What shall I do for International Digital Preservation Day?

I have been thinking about this question for a few months now and have only recently come up with a solution.

I wanted to do something big on International Digital Preservation Day. Unfortunately other priorities have limited the amount of time available and I am doing something a bit more low key. To take a positive from a negative I would like to suggest that as with digital preservation more generally, it is better to just do something rather than wait for the perfect solution to come along!

I am sometimes aware that I spend a lot of time in my own echo chamber - for example talking on Twitter and through this blog to other folks who also work in digital preservation. Though this is undoubtedly a useful two-way conversation, for International Digital Preservation Day I wanted to target some new audiences.

So instead of blogging here (yes I know I am blogging here too) I have blogged on the Borthwick Institute for Archives blog.

The audience for the Borthwick blog is a bit different to my usual readership. It is more likely to be read by users of our services at the Borthwick Institute and those who donate or deposit with us, perhaps also by staff working in other archives in the UK and beyond. Perfect for what I had planned.

In response to the tagline of International Digital Preservation Day ‘Bits Decay: Do Something Today’ I wanted to encourage as many people as possible to ‘Do Something’. This shouldn’t be just limited to us digital preservation folks, but to anyone anywhere who uses a computer to create or manage data.

This is why I decided to focus on Personal Digital Archiving. The blog post is called “Save your digital stuff!” (credit to the DPC Technology Watch Report on Personal Digital Archiving for this inspiring title - it was noted that at a briefing day hosted by the Digital Preservation Coalition (DPC) in April 2015, one of the speakers suggested that the term ‘personal digital archiving’ be replaced by the more urgent exhortation, ‘Save your digital stuff!’).

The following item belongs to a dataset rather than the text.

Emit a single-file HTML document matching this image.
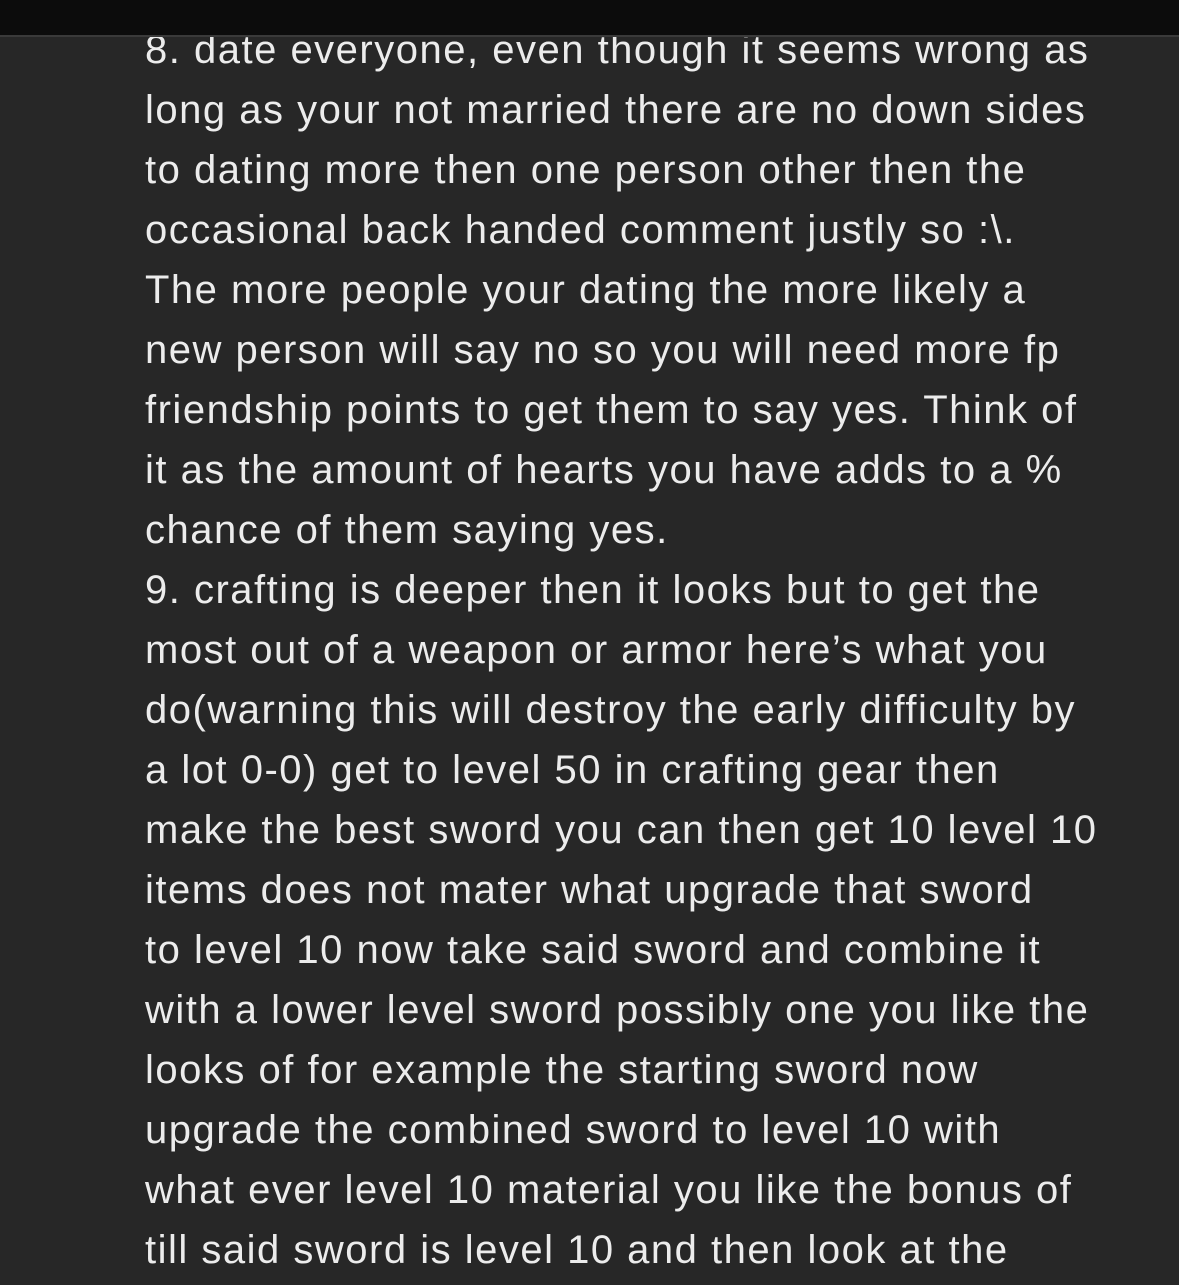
<!DOCTYPE html>
<html><head><meta charset="utf-8"><style>
html,body{margin:0;padding:0;}
body{width:1179px;height:1285px;background:#272727;overflow:hidden;position:relative;font-family:"Liberation Sans",sans-serif;}
.bar{position:absolute;left:0;top:0;width:1179px;height:35px;background:#0c0c0c;border-bottom:2px solid #3a3a3a;z-index:2;}
.t{position:absolute;left:145px;top:20px;color:#ececec;font-size:40px;line-height:60px;letter-spacing:1.5px;white-space:nowrap;}
</style></head><body>
<div class="bar"></div>
<div class="t">
<div>8. date everyone, even though it seems wrong as</div>
<div>long as your not married there are no down sides</div>
<div>to dating more then one person other then the</div>
<div>occasional back handed comment justly so :\.</div>
<div>The more people your dating the more likely a</div>
<div>new person will say no so you will need more fp</div>
<div>friendship points to get them to say yes. Think of</div>
<div>it as the amount of hearts you have adds to a %</div>
<div>chance of them saying yes.</div>
<div>9. crafting is deeper then it looks but to get the</div>
<div>most out of a weapon or armor here’s what you</div>
<div>do(warning this will destroy the early difficulty by</div>
<div>a lot 0-0) get to level 50 in crafting gear then</div>
<div>make the best sword you can then get 10 level 10</div>
<div>items does not mater what upgrade that sword</div>
<div>to level 10 now take said sword and combine it</div>
<div>with a lower level sword possibly one you like the</div>
<div>looks of for example the starting sword now</div>
<div>upgrade the combined sword to level 10 with</div>
<div>what ever level 10 material you like the bonus of</div>
<div>till said sword is level 10 and then look at the</div>
</div>
</body></html>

The blog post aimed to highlight the fragility of digital resources and then give a few tips on how to protect them. Nothing too complicated or technical, but hopefully just enough to raise awareness and perhaps encourage engagement. Not wishing to replicate all the great work that has already been done on Personal Digital Archiving, by the Library of Congress, the Paradigm project and others I decided to focus on just a few simple pieces of advice and then link out to other resources.

At the end of the post I encourage people to share information about any actions they have taken to protect their own digital legacies (of course using the #IDPD17 hashtag). If I inspire just one person to take action I'll consider it a win!

I'm also doing a 'Digital Preservation Takeover' of the Borthwick twitter account @UoYBorthwick. I lined up a series of 'fascinating facts' about the digital archives we hold here at the Borthwick and tweeted them over the course of the day.

  • There are 28 archives at the Borthwick for which we hold at least some digital material - this may be some of the most fragile and vulnerable material that we hold
  • The first digital archive received at the Borthwick arrived in 2004 as part of the York Peptic Ulcer Trust archive
  • We hold 135GB of deposited digital archive material here at the Borthwick (10896 individual files to preserve) - not a huge amount but we do expect this to grow!
  • The largest digital archive we hold at the Borthwick is the Historic Masters Archive which consists of 997 files and is 82 GB in size - it came in yesterday and I’m processing it right now!
  • We believe that the oldest files in the digital archive go back to 1984 - these are in the Marks and Gran archive
  • Approximately a quarter of the digital archives that we hold contain file formats that are not automatically identified by DROID
  • The average number of files received in a digital archive deposit at the Borthwick is 300 (though in reality it can range from 1 to 2400)
  • The average number of different file formats (at least those that can be identified)  in a new digital accession received at the Borthwick is 6, though our Richard Orton archive contains 48 different identified file formats and many more that are not identified
  • The file format that gets deposited with us the most is the Microsoft Word Document 97-2003 (we have over 1700 of these)

OK - admittedly they won't be fascinating to everyone, but if nothing else it helps us to move further away from the notion that an archive is where you go to look at very old documents!

...and of course I now have a whole year to plan for International Digital Preservation Day 2018 so perhaps I'll be able to do something bigger and better?! I'm certainly feeling inspired by the range of activities going on across the globe today.